▸ **Supplied material**:
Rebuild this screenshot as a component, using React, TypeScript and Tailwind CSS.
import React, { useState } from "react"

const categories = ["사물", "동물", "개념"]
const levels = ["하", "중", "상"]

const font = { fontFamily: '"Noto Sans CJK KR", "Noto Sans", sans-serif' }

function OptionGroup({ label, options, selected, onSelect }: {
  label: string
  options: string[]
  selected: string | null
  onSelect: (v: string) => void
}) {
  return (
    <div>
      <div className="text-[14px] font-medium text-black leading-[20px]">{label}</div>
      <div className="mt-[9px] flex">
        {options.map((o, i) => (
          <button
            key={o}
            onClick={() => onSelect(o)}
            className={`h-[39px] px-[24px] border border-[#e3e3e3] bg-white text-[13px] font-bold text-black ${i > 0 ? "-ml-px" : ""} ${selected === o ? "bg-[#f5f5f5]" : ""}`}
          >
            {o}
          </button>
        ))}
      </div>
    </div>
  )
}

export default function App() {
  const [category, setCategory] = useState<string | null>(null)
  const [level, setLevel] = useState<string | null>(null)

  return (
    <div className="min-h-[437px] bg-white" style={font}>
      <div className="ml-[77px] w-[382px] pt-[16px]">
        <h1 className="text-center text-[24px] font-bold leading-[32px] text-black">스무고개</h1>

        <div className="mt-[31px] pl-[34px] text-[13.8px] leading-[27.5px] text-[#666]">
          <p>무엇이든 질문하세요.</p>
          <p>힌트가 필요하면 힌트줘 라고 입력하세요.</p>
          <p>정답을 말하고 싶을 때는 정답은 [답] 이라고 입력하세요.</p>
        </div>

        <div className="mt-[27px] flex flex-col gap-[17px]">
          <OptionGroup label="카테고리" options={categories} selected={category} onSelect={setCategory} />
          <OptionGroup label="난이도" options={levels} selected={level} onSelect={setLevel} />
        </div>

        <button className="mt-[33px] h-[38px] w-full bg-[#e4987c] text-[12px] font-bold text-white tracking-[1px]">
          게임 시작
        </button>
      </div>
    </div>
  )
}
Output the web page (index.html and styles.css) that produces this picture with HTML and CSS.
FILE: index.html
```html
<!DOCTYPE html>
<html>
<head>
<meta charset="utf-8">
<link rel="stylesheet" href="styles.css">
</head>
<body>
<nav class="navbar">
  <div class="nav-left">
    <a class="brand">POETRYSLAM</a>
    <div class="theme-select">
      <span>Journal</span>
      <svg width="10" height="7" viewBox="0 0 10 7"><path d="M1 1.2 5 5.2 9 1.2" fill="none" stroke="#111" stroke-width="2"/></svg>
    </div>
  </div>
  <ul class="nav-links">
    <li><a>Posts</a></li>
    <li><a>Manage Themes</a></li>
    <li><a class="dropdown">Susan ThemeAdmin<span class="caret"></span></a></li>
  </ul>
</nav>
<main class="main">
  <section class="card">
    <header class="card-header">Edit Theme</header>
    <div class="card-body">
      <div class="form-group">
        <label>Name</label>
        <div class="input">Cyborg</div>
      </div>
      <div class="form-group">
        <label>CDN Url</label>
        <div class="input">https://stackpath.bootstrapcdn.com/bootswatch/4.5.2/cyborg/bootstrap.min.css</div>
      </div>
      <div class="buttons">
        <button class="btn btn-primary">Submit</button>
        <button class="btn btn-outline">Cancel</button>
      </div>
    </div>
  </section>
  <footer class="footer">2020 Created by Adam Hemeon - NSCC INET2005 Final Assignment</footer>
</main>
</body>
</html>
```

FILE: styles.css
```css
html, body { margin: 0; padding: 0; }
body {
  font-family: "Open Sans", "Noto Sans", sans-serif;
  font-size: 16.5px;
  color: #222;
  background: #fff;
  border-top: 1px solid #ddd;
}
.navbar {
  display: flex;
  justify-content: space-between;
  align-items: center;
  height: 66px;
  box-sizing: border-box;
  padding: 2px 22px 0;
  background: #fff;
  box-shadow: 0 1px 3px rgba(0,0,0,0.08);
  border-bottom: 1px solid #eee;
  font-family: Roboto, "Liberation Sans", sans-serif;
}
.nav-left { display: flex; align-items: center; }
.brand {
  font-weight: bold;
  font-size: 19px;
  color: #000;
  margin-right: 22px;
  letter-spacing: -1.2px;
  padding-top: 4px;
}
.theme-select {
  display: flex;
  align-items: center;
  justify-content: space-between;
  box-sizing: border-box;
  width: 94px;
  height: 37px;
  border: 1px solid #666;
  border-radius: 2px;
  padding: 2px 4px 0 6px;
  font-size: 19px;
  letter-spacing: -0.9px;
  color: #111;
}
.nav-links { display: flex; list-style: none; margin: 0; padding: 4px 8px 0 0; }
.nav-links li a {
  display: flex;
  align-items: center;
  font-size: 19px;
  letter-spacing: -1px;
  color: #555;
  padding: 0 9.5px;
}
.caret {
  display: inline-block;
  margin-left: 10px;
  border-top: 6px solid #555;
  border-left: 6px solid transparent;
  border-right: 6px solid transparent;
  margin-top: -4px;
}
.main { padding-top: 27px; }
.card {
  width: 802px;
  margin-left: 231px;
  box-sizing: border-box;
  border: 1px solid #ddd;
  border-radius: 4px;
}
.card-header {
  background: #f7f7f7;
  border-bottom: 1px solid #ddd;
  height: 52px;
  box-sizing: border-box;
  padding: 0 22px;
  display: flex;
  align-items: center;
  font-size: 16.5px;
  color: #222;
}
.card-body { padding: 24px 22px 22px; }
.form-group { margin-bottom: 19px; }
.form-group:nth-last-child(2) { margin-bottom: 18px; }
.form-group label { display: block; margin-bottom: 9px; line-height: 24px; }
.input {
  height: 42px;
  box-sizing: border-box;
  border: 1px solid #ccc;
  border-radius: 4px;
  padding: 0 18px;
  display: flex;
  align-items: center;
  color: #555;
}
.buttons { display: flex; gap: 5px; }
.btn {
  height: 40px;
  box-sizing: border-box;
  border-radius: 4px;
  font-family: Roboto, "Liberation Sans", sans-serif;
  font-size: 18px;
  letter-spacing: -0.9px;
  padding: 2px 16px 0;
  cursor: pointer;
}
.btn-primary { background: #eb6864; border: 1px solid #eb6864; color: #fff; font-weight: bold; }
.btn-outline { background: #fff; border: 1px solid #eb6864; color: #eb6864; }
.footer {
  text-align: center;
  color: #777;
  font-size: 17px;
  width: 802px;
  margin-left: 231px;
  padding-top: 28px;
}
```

...

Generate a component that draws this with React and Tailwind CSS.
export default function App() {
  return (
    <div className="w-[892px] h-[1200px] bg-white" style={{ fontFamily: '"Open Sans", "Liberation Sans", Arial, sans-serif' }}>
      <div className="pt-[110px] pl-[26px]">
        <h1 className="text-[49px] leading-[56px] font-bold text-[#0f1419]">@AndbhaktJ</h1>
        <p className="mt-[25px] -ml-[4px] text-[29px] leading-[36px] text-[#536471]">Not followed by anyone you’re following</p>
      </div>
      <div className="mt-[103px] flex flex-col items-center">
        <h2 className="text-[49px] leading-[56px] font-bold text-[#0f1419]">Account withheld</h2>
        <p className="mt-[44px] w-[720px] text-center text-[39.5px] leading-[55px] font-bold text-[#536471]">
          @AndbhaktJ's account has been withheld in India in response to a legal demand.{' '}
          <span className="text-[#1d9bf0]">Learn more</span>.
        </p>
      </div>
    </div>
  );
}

---

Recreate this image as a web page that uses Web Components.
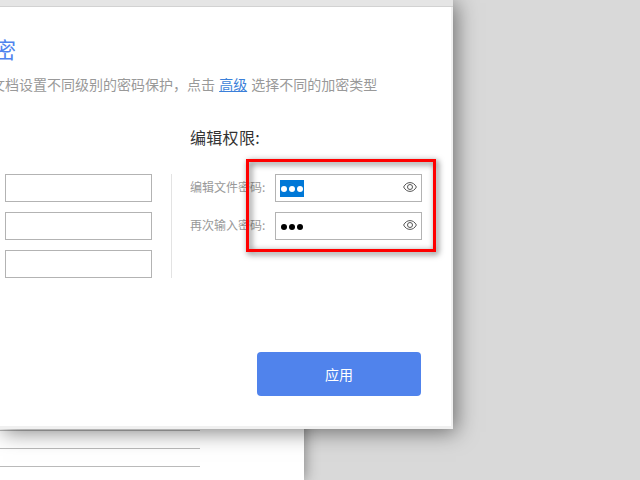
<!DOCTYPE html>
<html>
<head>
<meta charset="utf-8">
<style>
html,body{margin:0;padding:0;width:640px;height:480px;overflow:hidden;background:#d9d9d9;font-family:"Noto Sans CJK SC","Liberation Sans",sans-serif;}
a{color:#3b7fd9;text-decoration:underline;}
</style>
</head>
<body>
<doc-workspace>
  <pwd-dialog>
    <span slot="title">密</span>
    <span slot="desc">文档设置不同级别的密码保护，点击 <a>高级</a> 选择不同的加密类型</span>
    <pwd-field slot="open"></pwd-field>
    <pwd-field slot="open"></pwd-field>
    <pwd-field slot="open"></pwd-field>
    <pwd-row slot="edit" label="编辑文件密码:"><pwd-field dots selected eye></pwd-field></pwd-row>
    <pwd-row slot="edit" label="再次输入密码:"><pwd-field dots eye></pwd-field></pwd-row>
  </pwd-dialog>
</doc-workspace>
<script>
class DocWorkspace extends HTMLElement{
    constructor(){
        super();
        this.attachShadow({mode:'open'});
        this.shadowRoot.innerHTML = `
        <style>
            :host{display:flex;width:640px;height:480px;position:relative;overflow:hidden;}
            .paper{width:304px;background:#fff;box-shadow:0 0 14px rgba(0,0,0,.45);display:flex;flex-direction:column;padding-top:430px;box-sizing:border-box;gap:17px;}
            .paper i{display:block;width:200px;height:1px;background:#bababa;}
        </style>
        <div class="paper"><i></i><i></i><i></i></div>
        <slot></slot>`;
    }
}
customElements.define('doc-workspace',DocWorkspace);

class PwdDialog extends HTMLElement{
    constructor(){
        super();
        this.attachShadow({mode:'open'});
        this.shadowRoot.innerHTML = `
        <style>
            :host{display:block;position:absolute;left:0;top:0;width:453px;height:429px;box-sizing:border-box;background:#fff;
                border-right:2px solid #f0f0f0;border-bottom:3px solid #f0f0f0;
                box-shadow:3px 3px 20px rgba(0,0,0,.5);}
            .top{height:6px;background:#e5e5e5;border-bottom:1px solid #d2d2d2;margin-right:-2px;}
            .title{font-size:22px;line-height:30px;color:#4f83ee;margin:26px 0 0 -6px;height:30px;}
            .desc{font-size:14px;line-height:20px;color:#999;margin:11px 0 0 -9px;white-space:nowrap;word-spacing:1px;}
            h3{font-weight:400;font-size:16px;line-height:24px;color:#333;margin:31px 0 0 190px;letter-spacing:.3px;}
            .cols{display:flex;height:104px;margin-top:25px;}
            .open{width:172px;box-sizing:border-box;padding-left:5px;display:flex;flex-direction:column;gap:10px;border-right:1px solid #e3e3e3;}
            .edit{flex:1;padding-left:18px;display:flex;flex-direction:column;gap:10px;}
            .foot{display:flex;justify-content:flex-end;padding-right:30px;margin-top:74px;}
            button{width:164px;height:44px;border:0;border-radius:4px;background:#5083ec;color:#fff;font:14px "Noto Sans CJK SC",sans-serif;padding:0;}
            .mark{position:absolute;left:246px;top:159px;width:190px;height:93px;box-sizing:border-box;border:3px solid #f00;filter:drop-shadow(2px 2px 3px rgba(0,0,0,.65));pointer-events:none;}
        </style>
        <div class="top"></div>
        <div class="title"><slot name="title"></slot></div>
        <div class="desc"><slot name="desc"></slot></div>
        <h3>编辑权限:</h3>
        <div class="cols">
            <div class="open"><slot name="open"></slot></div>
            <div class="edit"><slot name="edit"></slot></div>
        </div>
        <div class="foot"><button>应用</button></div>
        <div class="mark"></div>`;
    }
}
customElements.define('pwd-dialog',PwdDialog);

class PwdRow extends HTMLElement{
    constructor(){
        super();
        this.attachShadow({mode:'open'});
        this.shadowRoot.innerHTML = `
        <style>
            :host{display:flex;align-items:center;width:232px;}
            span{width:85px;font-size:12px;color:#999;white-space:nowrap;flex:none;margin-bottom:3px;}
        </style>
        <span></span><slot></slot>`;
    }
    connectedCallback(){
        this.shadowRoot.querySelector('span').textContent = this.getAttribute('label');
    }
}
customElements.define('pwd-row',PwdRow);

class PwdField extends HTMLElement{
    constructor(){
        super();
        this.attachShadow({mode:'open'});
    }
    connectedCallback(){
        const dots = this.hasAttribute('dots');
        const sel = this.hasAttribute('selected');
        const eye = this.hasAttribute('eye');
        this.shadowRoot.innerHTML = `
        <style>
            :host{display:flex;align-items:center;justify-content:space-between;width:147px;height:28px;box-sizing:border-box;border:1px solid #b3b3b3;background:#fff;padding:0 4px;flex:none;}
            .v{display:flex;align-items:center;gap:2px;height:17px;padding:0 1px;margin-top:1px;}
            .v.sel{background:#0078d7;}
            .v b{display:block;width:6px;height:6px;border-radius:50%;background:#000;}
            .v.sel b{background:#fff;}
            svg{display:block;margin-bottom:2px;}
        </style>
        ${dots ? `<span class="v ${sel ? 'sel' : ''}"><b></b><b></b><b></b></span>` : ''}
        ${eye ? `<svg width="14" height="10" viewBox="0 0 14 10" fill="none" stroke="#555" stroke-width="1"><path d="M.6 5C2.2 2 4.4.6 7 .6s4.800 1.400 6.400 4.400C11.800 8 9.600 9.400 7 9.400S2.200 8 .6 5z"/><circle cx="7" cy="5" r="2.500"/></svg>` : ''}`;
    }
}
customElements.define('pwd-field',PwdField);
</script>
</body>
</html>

▸ **What to work on**:
Filter the entries above down to the lines containing the word "page".

▸ **Solution for this task**:
Output the web page (index.html and styles.css) that produces this picture with HTML and CSS.
Recreate this image as a web page that uses Web Components.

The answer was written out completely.